>> START Given data

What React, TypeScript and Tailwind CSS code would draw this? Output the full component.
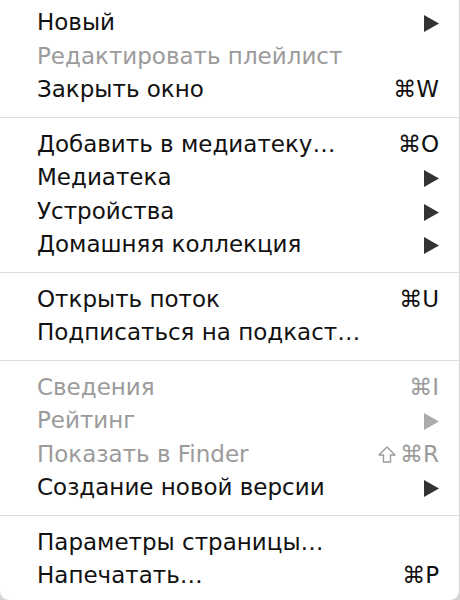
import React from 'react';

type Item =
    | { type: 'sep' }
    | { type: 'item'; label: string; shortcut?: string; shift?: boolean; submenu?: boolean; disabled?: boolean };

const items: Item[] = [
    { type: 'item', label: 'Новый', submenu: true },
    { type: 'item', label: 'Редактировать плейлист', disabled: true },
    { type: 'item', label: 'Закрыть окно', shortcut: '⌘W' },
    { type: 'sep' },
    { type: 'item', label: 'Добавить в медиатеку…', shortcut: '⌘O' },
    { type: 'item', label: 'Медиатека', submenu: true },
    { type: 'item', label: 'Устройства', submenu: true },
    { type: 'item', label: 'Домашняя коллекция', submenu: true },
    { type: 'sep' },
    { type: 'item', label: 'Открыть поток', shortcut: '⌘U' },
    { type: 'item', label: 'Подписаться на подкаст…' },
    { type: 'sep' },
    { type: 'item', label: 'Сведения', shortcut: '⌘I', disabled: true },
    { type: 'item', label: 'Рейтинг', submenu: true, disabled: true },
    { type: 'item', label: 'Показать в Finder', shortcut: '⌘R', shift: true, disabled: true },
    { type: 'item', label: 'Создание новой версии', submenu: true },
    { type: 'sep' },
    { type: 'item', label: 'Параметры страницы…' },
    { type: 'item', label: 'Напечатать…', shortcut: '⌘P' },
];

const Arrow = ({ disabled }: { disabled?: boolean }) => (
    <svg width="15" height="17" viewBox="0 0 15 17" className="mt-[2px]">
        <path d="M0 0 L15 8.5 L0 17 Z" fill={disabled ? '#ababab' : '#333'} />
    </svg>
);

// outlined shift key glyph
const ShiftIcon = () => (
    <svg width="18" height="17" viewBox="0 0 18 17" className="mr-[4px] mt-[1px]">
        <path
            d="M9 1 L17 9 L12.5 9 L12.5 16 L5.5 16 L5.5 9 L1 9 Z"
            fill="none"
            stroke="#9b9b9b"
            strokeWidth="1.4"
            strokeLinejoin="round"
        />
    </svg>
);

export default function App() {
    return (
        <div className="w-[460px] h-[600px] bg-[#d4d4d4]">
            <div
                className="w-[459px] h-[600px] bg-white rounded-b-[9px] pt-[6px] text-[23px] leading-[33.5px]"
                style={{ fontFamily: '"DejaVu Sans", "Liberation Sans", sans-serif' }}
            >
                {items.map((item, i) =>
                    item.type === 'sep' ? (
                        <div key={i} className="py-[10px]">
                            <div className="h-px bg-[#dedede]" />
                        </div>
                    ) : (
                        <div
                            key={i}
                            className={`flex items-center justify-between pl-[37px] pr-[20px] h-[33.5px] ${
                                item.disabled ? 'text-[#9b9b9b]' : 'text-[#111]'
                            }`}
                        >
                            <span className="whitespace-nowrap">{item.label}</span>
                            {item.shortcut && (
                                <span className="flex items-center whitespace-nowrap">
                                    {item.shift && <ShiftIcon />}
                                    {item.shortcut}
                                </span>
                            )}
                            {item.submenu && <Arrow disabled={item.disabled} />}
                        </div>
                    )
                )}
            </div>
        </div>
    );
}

>> END Given data
>> START Given data

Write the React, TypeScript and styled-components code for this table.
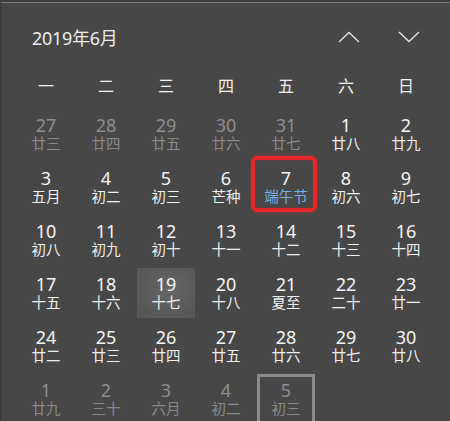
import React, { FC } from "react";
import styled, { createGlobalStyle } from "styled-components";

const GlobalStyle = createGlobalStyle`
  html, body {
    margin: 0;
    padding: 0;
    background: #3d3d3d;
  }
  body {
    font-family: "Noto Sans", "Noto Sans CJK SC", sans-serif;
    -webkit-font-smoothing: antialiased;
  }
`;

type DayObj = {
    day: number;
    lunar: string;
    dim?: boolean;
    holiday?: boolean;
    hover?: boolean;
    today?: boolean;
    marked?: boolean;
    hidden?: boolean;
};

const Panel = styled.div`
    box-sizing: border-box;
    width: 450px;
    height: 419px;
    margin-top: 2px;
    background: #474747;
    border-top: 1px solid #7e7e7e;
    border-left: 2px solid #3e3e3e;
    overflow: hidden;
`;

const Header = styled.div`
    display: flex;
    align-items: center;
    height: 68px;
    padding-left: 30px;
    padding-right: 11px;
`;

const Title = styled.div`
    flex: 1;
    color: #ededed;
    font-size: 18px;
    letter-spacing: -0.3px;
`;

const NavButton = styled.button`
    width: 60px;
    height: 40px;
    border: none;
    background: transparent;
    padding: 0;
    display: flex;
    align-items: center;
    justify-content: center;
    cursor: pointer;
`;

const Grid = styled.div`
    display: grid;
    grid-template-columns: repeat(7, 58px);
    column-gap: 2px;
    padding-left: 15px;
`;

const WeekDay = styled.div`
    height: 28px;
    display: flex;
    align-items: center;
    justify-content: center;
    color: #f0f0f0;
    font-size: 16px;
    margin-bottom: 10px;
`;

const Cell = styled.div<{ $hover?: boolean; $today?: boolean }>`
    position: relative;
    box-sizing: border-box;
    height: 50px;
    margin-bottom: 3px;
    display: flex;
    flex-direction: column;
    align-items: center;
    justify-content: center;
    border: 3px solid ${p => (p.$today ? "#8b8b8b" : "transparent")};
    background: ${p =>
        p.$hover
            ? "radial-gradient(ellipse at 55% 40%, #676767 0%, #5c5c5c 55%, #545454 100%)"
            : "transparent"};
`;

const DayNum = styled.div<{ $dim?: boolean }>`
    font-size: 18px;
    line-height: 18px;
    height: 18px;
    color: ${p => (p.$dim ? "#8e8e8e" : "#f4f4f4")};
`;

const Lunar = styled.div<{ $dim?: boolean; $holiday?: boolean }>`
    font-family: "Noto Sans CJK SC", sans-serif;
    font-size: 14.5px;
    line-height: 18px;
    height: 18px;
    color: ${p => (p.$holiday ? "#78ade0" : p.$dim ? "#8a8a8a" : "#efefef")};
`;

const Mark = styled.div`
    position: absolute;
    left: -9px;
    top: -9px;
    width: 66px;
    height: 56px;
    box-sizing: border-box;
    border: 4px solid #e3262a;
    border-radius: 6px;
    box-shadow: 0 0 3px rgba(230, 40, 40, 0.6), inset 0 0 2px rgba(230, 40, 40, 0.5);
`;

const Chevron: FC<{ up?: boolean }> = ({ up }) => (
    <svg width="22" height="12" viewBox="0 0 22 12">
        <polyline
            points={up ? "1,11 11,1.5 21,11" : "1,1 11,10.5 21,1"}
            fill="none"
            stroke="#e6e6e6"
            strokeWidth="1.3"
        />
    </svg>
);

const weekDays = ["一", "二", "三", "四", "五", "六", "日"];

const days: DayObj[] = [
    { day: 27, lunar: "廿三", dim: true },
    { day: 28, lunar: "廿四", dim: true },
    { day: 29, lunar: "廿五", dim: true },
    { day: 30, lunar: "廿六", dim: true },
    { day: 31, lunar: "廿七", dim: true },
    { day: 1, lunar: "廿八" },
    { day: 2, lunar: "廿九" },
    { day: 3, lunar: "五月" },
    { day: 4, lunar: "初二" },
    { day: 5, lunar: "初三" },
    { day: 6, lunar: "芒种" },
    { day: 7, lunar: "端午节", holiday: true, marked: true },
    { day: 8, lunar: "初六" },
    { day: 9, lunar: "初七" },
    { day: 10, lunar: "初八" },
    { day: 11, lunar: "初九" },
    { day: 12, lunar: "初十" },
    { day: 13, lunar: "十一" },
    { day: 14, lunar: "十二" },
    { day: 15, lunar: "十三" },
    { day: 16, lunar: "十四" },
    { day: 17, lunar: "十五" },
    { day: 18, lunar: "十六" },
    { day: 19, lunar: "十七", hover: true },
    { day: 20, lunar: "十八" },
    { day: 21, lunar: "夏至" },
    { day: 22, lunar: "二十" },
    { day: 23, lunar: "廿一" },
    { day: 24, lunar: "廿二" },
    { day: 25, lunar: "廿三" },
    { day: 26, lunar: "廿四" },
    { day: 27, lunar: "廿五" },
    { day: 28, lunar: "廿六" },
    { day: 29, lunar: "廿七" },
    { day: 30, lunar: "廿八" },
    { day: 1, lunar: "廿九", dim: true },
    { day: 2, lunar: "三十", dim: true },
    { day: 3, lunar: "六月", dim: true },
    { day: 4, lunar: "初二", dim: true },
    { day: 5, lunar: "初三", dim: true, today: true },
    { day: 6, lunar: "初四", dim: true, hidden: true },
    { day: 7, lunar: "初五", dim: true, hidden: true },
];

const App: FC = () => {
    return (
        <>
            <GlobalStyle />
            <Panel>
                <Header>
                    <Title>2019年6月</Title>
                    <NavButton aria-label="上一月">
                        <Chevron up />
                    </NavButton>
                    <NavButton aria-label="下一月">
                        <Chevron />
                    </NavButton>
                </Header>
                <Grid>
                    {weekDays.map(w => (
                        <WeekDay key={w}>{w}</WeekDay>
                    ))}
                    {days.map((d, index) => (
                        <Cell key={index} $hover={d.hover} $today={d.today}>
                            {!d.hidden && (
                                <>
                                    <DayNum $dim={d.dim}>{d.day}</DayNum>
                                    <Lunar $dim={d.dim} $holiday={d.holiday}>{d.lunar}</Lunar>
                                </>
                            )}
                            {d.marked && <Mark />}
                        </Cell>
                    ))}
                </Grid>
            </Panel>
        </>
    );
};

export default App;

>> END Given data

• **Set task**
Set down exactly the lines above, from the line containing "What React, TypeScript" through the line containing "string; shortcut?: string;". Skip the pictures.

• **Solution**
What React, TypeScript and Tailwind CSS code would draw this? Output the full component.
import React from 'react';

type Item =
    | { type: 'sep' }
    | { type: 'item'; label: string; shortcut?: string; shift?: boolean; submenu?: boolean; disabled?: boolean };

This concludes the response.